Сродни вере оказывается и настойчиво звучащий в последних повестях мотив любви, столь же устремленной к идеалу. Он озаряет и последнее произведение Лагерквиста – повесть «Мариамна» (1967) – своеобразный эпилог всего его творчества. В свете любви писатель сталкивает мрачную фигуру царя Ирода – «сына пустыни», олицетворяющего жестокость, деспотизм и душевную пустоту, – с юной прекрасной Мариамной, олицетворением человеколюбия и самоотверженности, пожалуй, впервые воплощенном в столь живом, полнокровном образе. Любовь Ирода к Мариамне неотвратимо приводит к гибели героини, но продолжает мучительно терзать тирана после ее смерти, как бы символизируя тоску зла по красоте и добру, признание им своей ущербности. Лебединая песня Лагерквиста утверждала моральную победу любви и гуманности над человеконенавистничеством и деспотизмом.
Длившийся более полувека творческий путь Пера Лагерквиста поражает своей редкой цельностью, единством и удивительной самобытностью, даже на пестром фоне самых разношерстных стилей и манер, сменявших друг друга в нашем веке. Не принадлежа ни к какой из существовавших литературных школ, Лагерквист не оставил после себя и литературных наследников.
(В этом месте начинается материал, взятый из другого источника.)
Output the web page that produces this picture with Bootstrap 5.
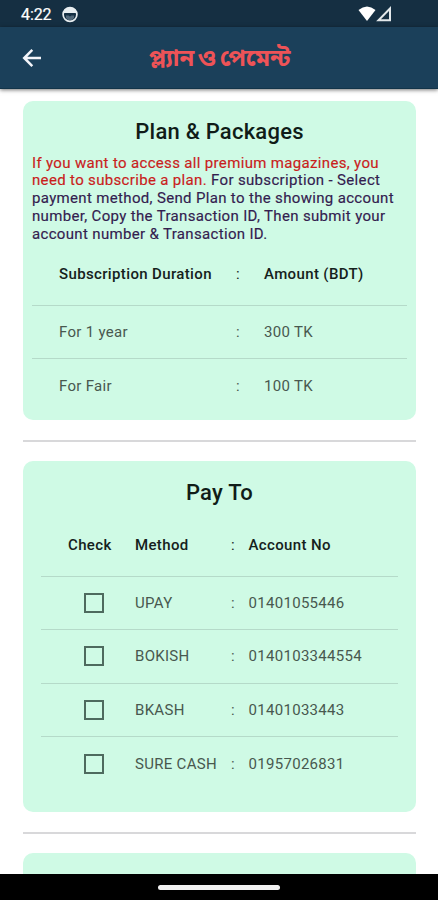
<!DOCTYPE html>
<html lang="en">
<head>
<meta charset="utf-8">
<meta name="viewport" content="width=device-width, initial-scale=1">
<title>Plan &amp; Packages</title>
<link rel="stylesheet" href="https://cdn.jsdelivr.net/npm/bootstrap@5.3.0/dist/css/bootstrap.min.css">
<style>
body{font-family:Roboto,"Noto Sans",sans-serif;color:#101c18}
.screen{height:900px}
.status{height:27px;background:#152f42;padding:2px 46px 0 21px}
.clock{font-size:16px;letter-spacing:-.1px;line-height:25px;width:31px;-webkit-text-stroke:.2px #fff}
.topbar{height:62px;background:#1b405a;border-bottom:1px solid #123449;box-shadow:0 1px 4px rgba(0,0,0,.55);padding-left:22px;z-index:1}
.app-title{color:#ee5357;font-size:23.8px;word-spacing:-2.5px;font-weight:700;font-family:"Noto Sans Bengali","Noto Sans",Roboto,sans-serif;white-space:nowrap;line-height:30px;padding:4px 41px 0 0}
.content{padding:12px 22px 0 23px}
.panel{background:#cffae5;border-radius:10px}
.panel-plans{height:319px;padding:19px 9px 0}
.panel-pay{height:351px;padding:20px 18px 0}
.panel-next{height:60px}
.panel h2{font-size:22px;font-weight:500;line-height:24px;letter-spacing:.23px;margin:0}
.intro{font-size:15px;line-height:17.85px;letter-spacing:.335px;white-space:nowrap;margin:10.5px 0 0;color:#33204f;-webkit-text-stroke:.15px currentColor}
.intro .warn{color:#c9201b}
.rule{height:2px;margin:20px 0 19px;background:#d8d8da}
.line{height:53.6px;border-bottom:1px solid #b5dac9;font-size:15px;letter-spacing:.3px;color:#48584f;white-space:nowrap}
.line:last-child{border-bottom:0}
.line.head{height:62px;font-weight:500;letter-spacing:.36px;color:#15211c}
.line.head .colon{font-weight:400}
.c-name{width:178px;padding-left:27px}
.c-sep{width:54px;padding-left:26px}
.c-check{width:94px;padding-left:27px}
.c-method{width:96px}
.c-sep2{width:17.500px}
.pay-rows{padding-top:9.600px}
.pay-rows .line{height:53.5px}
.pay-rows .line.head{height:62px}
.box{width:20px;height:20px;border:2px solid #4e6a5e;margin-left:16px}
.navpad{height:26px;background:#000;z-index:2}
.pill{width:122px;height:5px;border-radius:3px;background:#f1f1f1}
</style>
<script src="https://cdn.jsdelivr.net/npm/bootstrap@5.3.0/dist/js/bootstrap.bundle.min.js"></script>
</head>
<body class="bg-white">
<div class="screen d-flex flex-column overflow-hidden">
  <div class="status d-flex align-items-center text-white flex-shrink-0">
    <span class="clock">4:22</span>
    <svg class="ms-2" width="20" height="18" viewBox="0 0 20 18"><circle cx="10" cy="8.500" r="6.900" fill="none" stroke="#e9eef0" stroke-width="1.700"/><path d="M4 7V4L7 2h6l3 2v3H4z" fill="#e9eef0"/><path d="M6 9.500h2.500l1.500 1 1.500-1H14V12l-2 2H8l-2-2z" fill="#53697a"/></svg>
    <svg class="ms-auto" width="34" height="18" viewBox="0 0 34 18"><path d="M.5 4Q9-3 17.500 4L9 15z" fill="#fff"/><path d="M32 2.500V14.200H20.500z" fill="none" stroke="#e3e8ea" stroke-width="2"/></svg>
  </div>
  <header class="topbar d-flex align-items-center position-relative flex-shrink-0">
    <svg width="20" height="20" viewBox="0 0 20 20" fill="none" stroke="#f4f5fa" stroke-width="2.500"><path d="M19 10H3M10.300 1.800 2.200 10l8.100 8.200"/></svg>
    <div class="app-title flex-grow-1 text-center">প্ল্যান ও পেমেন্ট</div>
  </header>
  <main class="content flex-grow-1 overflow-hidden">
    <section class="panel panel-plans">
      <h2 class="text-center">Plan &amp; Packages</h2>
      <p class="intro"><span class="warn">If you want to access all premium magazines, you<br>need to subscribe a plan.</span> For subscription - Select<br>payment method, Send Plan to the showing account<br>number, Copy the Transaction ID, Then submit your<br>account number &amp; Transaction ID.</p>
      <div>
        <div class="line head d-flex align-items-center"><span class="c-name">Subscription Duration</span><span class="c-sep colon">:</span><span>Amount (BDT)</span></div>
        <div class="line d-flex align-items-center"><span class="c-name">For 1 year</span><span class="c-sep">:</span><span>300 TK</span></div>
        <div class="line d-flex align-items-center"><span class="c-name">For Fair</span><span class="c-sep">:</span><span>100 TK</span></div>
      </div>
    </section>
    <div class="rule"></div>
    <section class="panel panel-pay">
      <h2 class="text-center">Pay To</h2>
      <div class="pay-rows">
        <div class="line head d-flex align-items-center"><span class="c-check">Check</span><span class="c-method">Method</span><span class="c-sep2 colon">:</span><span>Account No</span></div>
        <div class="line d-flex align-items-center"><span class="c-check"><span class="box d-block"></span></span><span class="c-method">UPAY</span><span class="c-sep2">:</span><span>01401055446</span></div>
        <div class="line d-flex align-items-center"><span class="c-check"><span class="box d-block"></span></span><span class="c-method">BOKISH</span><span class="c-sep2">:</span><span>0140103344554</span></div>
        <div class="line d-flex align-items-center"><span class="c-check"><span class="box d-block"></span></span><span class="c-method">BKASH</span><span class="c-sep2">:</span><span>01401033443</span></div>
        <div class="line d-flex align-items-center"><span class="c-check"><span class="box d-block"></span></span><span class="c-method">SURE CASH</span><span class="c-sep2">:</span><span>01957026831</span></div>
      </div>
    </section>
    <div class="rule"></div>
    <section class="panel panel-next"></section>
  </main>
  <div class="navpad d-flex align-items-center justify-content-center flex-shrink-0"><div class="pill"></div></div>
</div>
</body>
</html>
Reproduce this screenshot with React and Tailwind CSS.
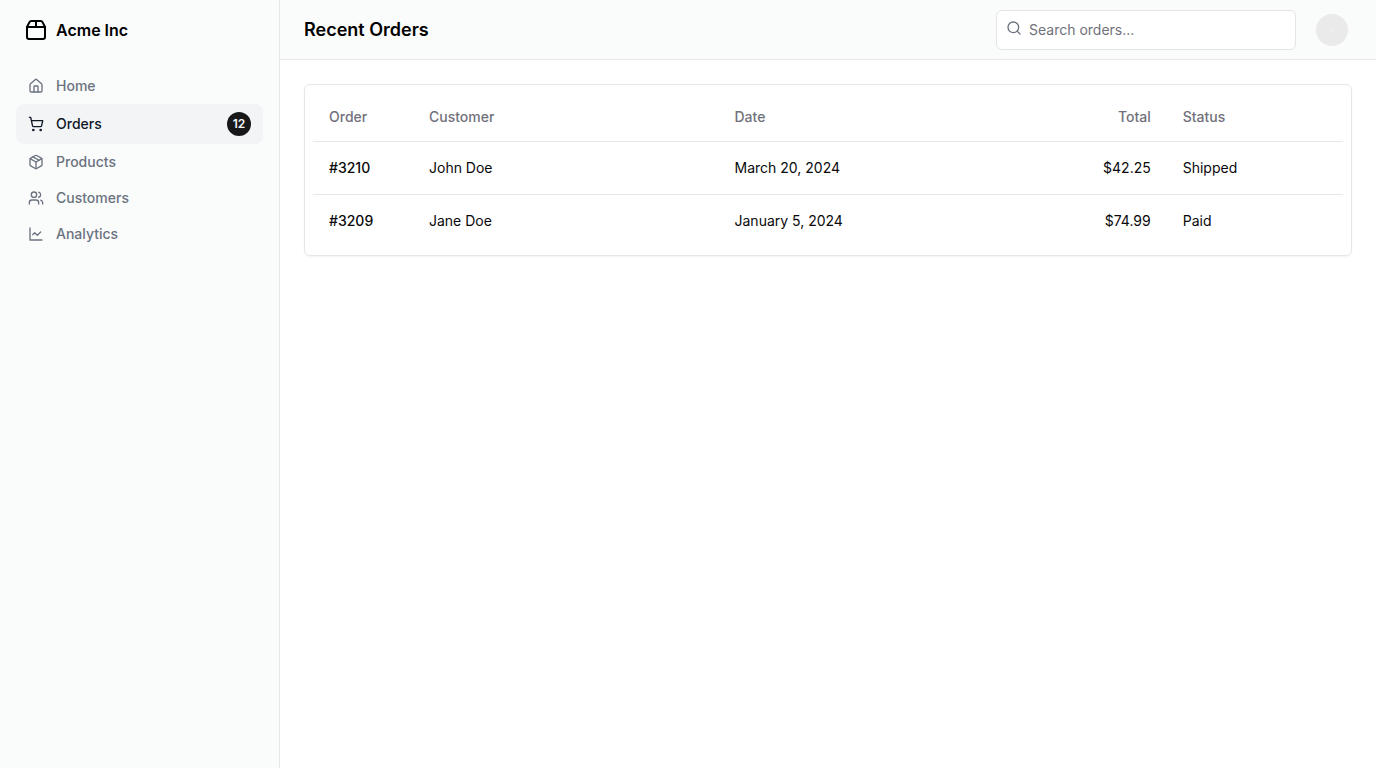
import { House, Package, Search, ShoppingCart, Users } from "lucide-react";

function LogoIcon({ className }) {
  return (
    <svg className={className} viewBox="0 0 24 24" fill="none" stroke="currentColor" strokeWidth="2" strokeLinecap="round" strokeLinejoin="round" aria-hidden="true">
      <path d="M3 9h18v10a2 2 0 0 1-2 2H5a2 2 0 0 1-2-2V9Z" />
      <path d="m3 9 2.45-4.9A2 2 0 0 1 7.24 3h9.52a2 2 0 0 1 1.8 1.1L21 9" />
      <path d="M12 3v6" />
    </svg>
  );
}

function LineChartIcon({ className }) {
  return (
    <svg className={className} viewBox="0 0 24 24" fill="none" stroke="currentColor" strokeWidth="2" strokeLinecap="round" strokeLinejoin="round" aria-hidden="true">
      <path d="M3 3v18h18" />
      <path d="m19 9-5 5-4-4-3 3" />
    </svg>
  );
}

const links = [
  { label: "Home", icon: House },
  { label: "Orders", icon: ShoppingCart, count: 12, active: true },
  { label: "Products", icon: Package },
  { label: "Customers", icon: Users },
  { label: "Analytics", icon: LineChartIcon },
];

const orders = [
  { id: "#3210", customer: "John Doe", date: "March 20, 2024", total: "$42.25", status: "Shipped" },
  { id: "#3209", customer: "Jane Doe", date: "January 5, 2024", total: "$74.99", status: "Paid" },
];

function Sidebar() {
  return (
    <aside className="flex flex-col gap-2 border-r border-gray-200 bg-[#fafcfb]">
      <div className="flex h-[60px] items-center px-6">
        <a href="#" className="flex items-center gap-2 font-semibold text-black">
          <LogoIcon className="size-6" />
          <span>Acme Inc</span>
        </a>
      </div>
      <nav className="flex flex-col px-4 text-sm font-medium">
        {links.map(({ label, icon: Icon, count, active }) => (
          <a
            key={label}
            href="#"
            aria-current={active ? "page" : undefined}
            className={
              active
                ? "flex items-center gap-3 rounded-lg bg-gray-100 px-3 py-2 text-gray-900"
                : "flex items-center gap-3 rounded-lg px-3 py-2 text-[#6b7280]"
            }
          >
            <Icon className="size-4" />
            {label}
            {count && (
              <span className="ml-auto flex size-6 items-center justify-center rounded-full bg-zinc-900 text-xs font-semibold text-zinc-50">
                {count}
              </span>
            )}
          </a>
        ))}
      </nav>
    </aside>
  );
}

function Header() {
  return (
    <header className="flex h-[60px] items-center gap-4 border-b border-gray-200 bg-[#fafcfb] px-6">
      <h1 className="flex-1 text-lg font-semibold text-black">Recent Orders</h1>
      <form className="relative">
        <Search className="absolute top-2.5 left-2.5 size-4 text-[#6b7280]" />
        <input
          type="search"
          aria-label="Search orders"
          placeholder="Search orders..."
          className="block h-10 w-[300px] rounded-md border border-zinc-200 bg-white py-2 pr-3 pl-8 text-sm placeholder:text-zinc-500"
        />
      </form>
      <button type="button" aria-label="Account menu" className="flex size-10 items-center justify-center rounded-full">
        <span className="flex size-8 items-center justify-center rounded-full bg-[#eaeaea]">
          <span className="size-1 rounded-full bg-[#eeeeee]" />
        </span>
      </button>
    </header>
  );
}

function OrdersTable() {
  return (
    <div className="rounded-md border border-gray-200 p-2 shadow-xs">
      <table className="w-full text-sm">
        <thead>
          <tr className="h-12 border-b border-gray-200 text-left text-zinc-500">
            <th className="w-[100px] px-4 font-medium">Order</th>
            <th className="min-w-[150px] px-4 font-medium">Customer</th>
            <th className="px-4 font-medium">Date</th>
            <th className="px-4 text-right font-medium">Total</th>
            <th className="px-4 font-medium">Status</th>
          </tr>
        </thead>
        <tbody>
          {orders.map((order) => (
            <tr key={order.id} className="border-b border-gray-200 last:border-0">
              <td className="p-4 font-medium">{order.id}</td>
              <td className="p-4">{order.customer}</td>
              <td className="p-4">{order.date}</td>
              <td className="p-4 text-right">{order.total}</td>
              <td className="p-4">{order.status}</td>
            </tr>
          ))}
        </tbody>
      </table>
    </div>
  );
}

export default function App() {
  return (
    <div className="grid min-h-screen grid-cols-[280px_1fr] bg-white font-['Inter',sans-serif] text-zinc-950">
      <Sidebar />
      <div className="flex flex-col">
        <Header />
        <main className="flex-1 p-6">
          <OrdersTable />
        </main>
      </div>
    </div>
  );
}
Многим молодым шведским литераторам последних десятилетий он, возможно, казался слишком отвлеченным, занятым «метафизическими» материями. Но сумел ли кто-либо из них с такой глубиной и силой выразить трагизм бытия современного человека? Творческий опыт Лагерквиста, независимо от преходящих веяний времени, стал такой же органической частью культуры XX века, как опыт Томаса Манна, Альбера Камю или соотечественника шведского писателя – Эйвинда Юнсона. Созданное им остается примером нравственного стоицизма и сопротивления всякому, духовному и политическому, деспотизму, подавлению человека.